── DATA EXTRACT ──

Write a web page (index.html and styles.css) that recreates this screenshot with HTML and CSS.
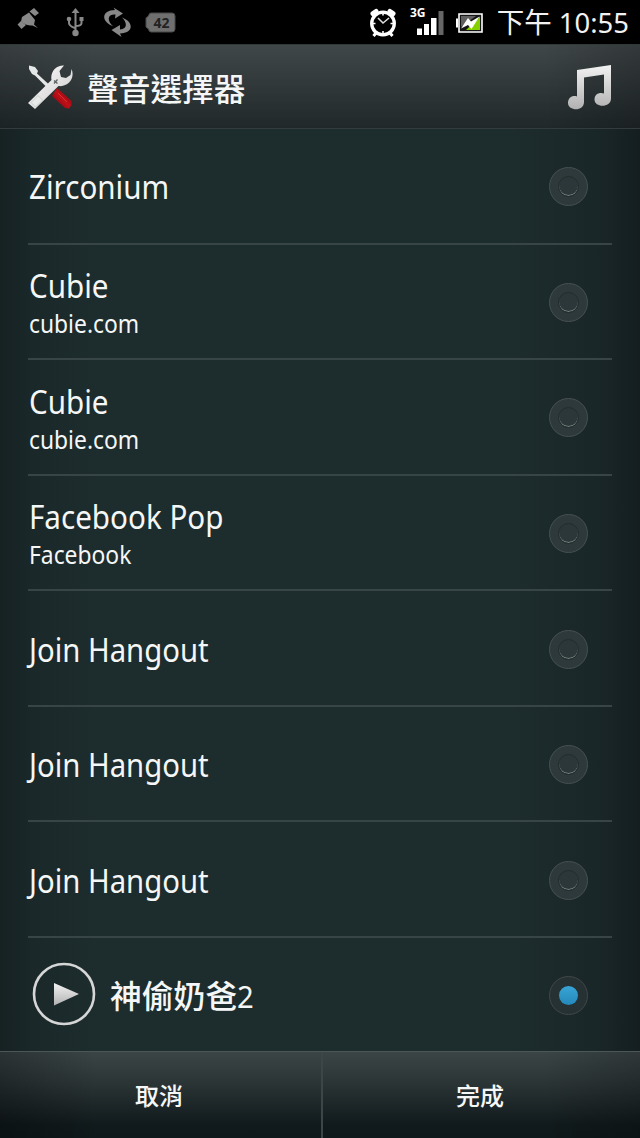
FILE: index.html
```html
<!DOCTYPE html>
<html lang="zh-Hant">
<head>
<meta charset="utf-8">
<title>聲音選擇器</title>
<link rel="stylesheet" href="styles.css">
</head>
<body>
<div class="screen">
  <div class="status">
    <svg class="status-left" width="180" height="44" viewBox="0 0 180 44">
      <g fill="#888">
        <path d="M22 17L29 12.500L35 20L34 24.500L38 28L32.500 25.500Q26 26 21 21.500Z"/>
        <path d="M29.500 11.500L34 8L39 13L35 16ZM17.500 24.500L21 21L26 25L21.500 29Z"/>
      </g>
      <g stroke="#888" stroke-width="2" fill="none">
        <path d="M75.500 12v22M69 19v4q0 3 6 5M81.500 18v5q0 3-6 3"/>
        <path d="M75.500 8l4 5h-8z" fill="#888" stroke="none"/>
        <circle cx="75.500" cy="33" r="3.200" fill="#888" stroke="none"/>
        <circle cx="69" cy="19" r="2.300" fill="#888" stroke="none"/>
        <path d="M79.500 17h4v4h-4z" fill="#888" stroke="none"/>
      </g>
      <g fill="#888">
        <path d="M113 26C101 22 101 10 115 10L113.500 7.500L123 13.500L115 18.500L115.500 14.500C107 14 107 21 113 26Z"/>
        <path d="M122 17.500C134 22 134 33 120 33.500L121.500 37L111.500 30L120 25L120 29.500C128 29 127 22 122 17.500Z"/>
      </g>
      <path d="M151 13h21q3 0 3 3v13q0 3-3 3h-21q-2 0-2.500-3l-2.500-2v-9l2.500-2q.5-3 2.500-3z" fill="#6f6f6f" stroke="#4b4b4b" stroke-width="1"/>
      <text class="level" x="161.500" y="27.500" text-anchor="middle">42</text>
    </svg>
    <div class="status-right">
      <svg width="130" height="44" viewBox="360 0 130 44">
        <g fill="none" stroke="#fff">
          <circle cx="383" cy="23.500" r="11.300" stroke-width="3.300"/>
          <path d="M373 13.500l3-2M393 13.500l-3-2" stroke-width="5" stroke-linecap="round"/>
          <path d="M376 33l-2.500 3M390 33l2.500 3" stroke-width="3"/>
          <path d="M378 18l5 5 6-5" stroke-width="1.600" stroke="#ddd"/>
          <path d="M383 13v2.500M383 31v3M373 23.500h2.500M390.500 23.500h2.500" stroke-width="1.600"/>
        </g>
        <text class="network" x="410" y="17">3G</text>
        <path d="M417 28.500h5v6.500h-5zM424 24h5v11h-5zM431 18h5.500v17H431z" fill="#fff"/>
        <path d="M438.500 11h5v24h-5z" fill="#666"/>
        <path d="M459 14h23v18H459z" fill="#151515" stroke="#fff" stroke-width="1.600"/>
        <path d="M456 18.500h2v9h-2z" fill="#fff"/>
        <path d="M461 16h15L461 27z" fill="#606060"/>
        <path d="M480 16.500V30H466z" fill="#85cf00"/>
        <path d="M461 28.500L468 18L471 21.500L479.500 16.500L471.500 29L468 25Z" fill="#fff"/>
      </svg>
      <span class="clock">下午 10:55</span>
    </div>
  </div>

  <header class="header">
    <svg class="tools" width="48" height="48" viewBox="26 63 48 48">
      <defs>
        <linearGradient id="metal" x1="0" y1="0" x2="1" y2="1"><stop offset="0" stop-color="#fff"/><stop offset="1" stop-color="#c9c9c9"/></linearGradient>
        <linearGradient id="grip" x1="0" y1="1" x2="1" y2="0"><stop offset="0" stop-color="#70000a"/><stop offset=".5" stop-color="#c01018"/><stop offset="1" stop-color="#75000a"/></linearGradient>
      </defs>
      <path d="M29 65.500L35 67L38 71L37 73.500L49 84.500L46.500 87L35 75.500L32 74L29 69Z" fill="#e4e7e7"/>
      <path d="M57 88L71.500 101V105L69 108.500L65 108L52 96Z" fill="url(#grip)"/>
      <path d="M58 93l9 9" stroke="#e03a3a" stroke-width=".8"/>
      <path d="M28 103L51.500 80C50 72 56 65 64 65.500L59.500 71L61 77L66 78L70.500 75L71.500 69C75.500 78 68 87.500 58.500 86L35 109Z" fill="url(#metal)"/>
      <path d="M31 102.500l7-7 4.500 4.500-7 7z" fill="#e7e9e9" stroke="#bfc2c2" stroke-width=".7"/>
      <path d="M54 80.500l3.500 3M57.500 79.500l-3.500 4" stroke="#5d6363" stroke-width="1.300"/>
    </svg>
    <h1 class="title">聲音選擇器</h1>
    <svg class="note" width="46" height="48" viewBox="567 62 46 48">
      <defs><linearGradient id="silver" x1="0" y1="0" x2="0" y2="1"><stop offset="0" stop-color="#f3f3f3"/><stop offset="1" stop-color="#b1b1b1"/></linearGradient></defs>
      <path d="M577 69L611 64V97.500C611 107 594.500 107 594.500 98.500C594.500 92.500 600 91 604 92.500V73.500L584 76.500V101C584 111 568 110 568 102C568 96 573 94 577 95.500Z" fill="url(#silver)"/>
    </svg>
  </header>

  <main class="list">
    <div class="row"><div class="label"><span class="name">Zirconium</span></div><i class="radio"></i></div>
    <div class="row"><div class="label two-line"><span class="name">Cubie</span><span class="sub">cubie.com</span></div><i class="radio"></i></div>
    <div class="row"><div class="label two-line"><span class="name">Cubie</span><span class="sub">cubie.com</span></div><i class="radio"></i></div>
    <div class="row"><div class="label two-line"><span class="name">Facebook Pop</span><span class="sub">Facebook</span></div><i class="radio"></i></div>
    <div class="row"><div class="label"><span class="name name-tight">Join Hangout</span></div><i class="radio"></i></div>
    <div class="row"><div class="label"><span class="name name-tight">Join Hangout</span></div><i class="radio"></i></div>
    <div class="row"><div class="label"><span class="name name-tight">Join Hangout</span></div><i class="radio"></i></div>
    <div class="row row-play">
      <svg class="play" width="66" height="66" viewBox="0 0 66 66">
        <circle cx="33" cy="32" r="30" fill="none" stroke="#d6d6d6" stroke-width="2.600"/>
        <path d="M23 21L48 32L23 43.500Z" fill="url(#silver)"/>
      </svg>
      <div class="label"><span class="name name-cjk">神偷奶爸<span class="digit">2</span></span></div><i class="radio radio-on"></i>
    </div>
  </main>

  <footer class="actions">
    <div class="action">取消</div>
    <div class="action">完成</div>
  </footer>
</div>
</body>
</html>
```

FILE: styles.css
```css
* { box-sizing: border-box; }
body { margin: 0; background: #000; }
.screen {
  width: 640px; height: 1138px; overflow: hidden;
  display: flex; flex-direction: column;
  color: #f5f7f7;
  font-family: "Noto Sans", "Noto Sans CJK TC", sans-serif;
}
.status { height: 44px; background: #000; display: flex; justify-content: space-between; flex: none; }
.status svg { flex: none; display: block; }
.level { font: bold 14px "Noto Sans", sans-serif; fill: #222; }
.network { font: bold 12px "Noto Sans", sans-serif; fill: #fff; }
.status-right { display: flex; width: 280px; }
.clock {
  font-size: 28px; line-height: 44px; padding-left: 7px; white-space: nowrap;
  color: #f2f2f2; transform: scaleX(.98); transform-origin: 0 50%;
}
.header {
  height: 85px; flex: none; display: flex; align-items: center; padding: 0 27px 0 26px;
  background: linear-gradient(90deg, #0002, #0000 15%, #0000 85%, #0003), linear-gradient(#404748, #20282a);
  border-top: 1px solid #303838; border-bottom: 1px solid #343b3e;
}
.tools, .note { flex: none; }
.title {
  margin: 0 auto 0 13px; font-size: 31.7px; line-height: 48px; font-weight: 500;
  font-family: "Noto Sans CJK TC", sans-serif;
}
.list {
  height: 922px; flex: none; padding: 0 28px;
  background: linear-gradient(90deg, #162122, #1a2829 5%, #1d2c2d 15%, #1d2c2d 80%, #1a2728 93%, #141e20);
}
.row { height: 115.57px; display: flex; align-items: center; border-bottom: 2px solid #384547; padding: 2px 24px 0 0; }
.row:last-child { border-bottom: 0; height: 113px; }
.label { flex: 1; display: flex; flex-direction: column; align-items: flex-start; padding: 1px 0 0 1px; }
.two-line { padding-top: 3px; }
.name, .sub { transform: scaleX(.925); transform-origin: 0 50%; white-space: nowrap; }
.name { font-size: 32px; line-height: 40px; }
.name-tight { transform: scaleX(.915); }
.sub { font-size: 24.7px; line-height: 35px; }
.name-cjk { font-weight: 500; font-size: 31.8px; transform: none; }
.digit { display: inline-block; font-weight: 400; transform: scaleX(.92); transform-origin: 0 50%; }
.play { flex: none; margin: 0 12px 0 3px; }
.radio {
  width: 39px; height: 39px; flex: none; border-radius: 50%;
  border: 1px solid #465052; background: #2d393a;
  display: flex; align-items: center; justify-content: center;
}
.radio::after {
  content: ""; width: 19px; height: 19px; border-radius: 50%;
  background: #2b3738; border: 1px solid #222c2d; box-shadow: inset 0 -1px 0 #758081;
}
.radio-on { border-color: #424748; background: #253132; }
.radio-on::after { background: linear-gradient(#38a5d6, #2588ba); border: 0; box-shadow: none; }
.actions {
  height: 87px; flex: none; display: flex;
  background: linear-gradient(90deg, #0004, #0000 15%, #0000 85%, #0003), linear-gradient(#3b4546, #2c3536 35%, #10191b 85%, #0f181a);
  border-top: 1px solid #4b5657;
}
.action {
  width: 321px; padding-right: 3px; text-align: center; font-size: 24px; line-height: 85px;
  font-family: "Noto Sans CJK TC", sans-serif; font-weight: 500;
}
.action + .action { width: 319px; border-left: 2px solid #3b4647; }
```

───

EXERCISE DETAILS -> State the count of lines with the word "styles" in them, and write nothing else.

OUTPUT FOR THIS TASK -> 3